Fue un clarinazo que puso en vilo a todo el Somorrostro, conmocionado por el retorno de la hija pródiga. De los gasómetros al Bogatell, el grito de “La Amaya” movió a las mujeres a abandonar los fogones, a los niños a cesar los juegos y a los hombre a soltar los naipes en los sórdidos tabernuchos.
Inmediatamente nos rodeo una multitud ululante, expresiva en alto grado. Una ola de afecto se abatía sobre Carmen, que protegíamos a duras penas.
-¿Me recuerdas, Carmen?
-¡Yo soy prima de tu madre!
-¡Este es el hijo de Miguel! - gritaba una mujer, dándole a besar un arrapiezo en cueros.
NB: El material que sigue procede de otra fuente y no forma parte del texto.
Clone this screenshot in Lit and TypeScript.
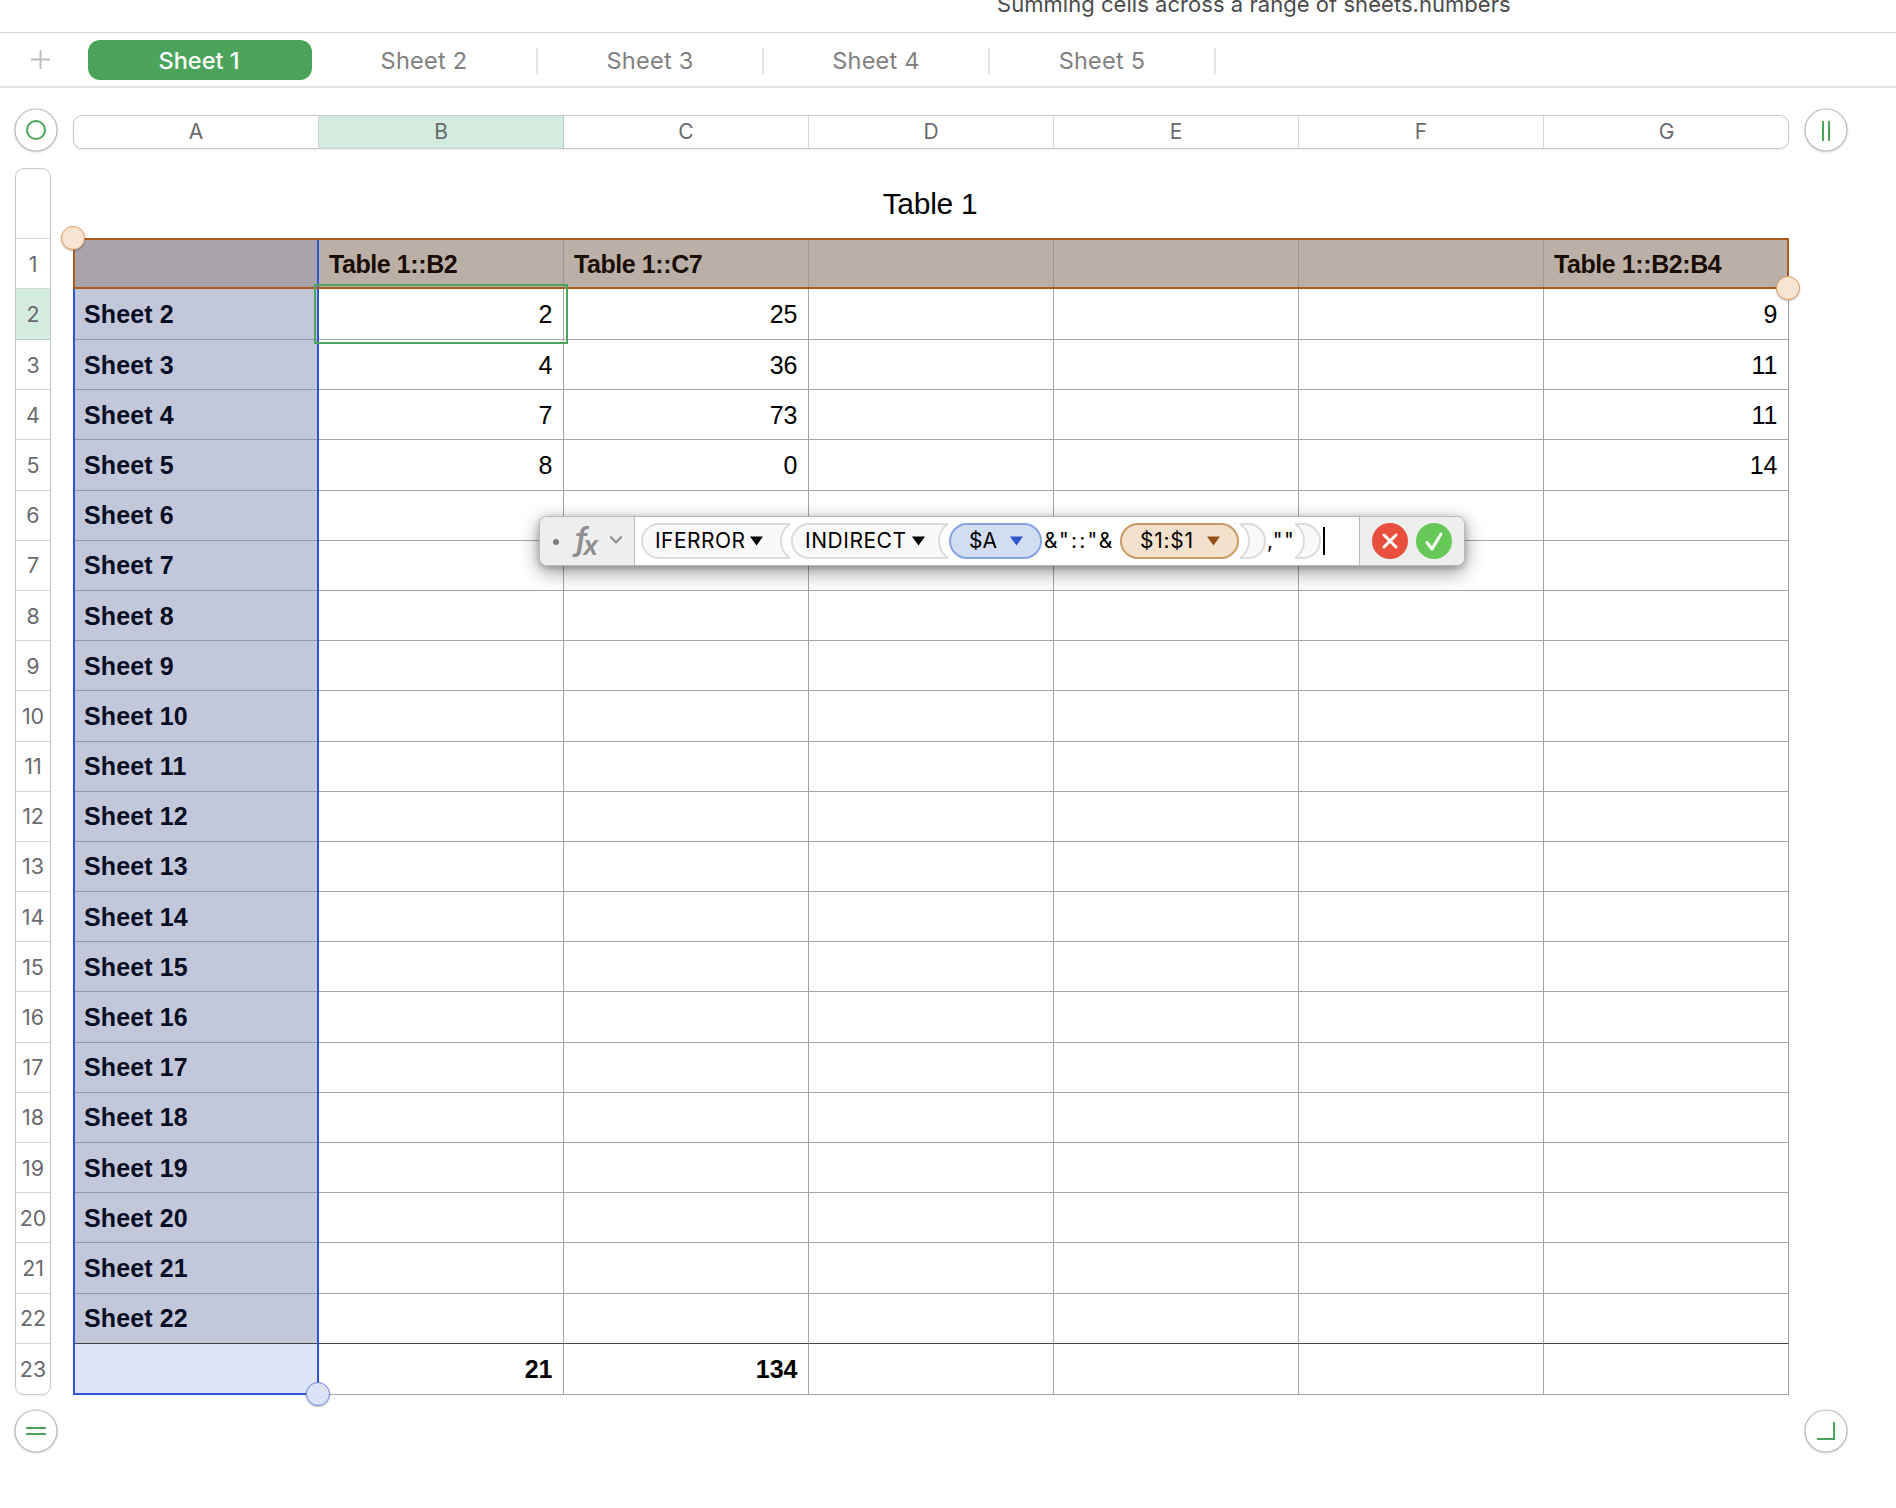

El peregrinaje sentimental se hacía cada vez más difícil por el gentío. No obstante La Amaya iba reconociendo las estaciones.
- A esa fuente venía yo por agua con el jarro en la cabeza…
Al cabo de diez pasos:
- Por aquí estaba el merendero del tio Julio…
La muchedumbre empujó a la artista a dentro del tabuco con la intención de convidarla.
- No, soy yo quien os invita a todos… - balbuceó ella.
Luego, salimos de nuevo a la callejuela, avanzando procesionalmente. Carmen no tuvo necesidad de seguir aguzando la memoria, pues Somorrostro lo hacía por ella.
- ¡Esta es tu casa! ¡Esta es tu casa! – advirtieron cien voces.
Una mísera casucha con paredes de adobe.
Carmen quedó unos instantes pensativa.
- Sí… pero antes desde ella veía el mar… - musita.
Cuando habitaba allí, la calle mayor tenía construido un solo flanco. Luego, el barrio duplicó el censo y no ha quedado un palmo de arenal sin su correspondiente barraca.
Entramos en la casa, ahora convertida en una especie de tienda de comestibles. La Amaya se aíslo del grupo, se fue hacía el fondo y, con los ojos arrasados de lágrimas, empezó a palpar las mezquinas paredes de lo que un día fue su hogar…
A mí se me hizo un nudo en la garganta. Y recordé mentalmente aquella escena de la película “Cristina de Suecia”, uno de los momentos culminantes del cine de todos los tiempos, donde Greta Garbo, tras su noche de amor, acaricia los muebles que han sido mudos testigos de su inmensa felicidad. Repito que se me puso la piel de gallina.
Luego, al unírsenos de nuevo y salir de la casa, susurró:
- ¡Fui tan feliz aquí…!
Lo dijo mientras por unas tablas crujientes, vadeábamos un reguero de negras y pestilentes aguas.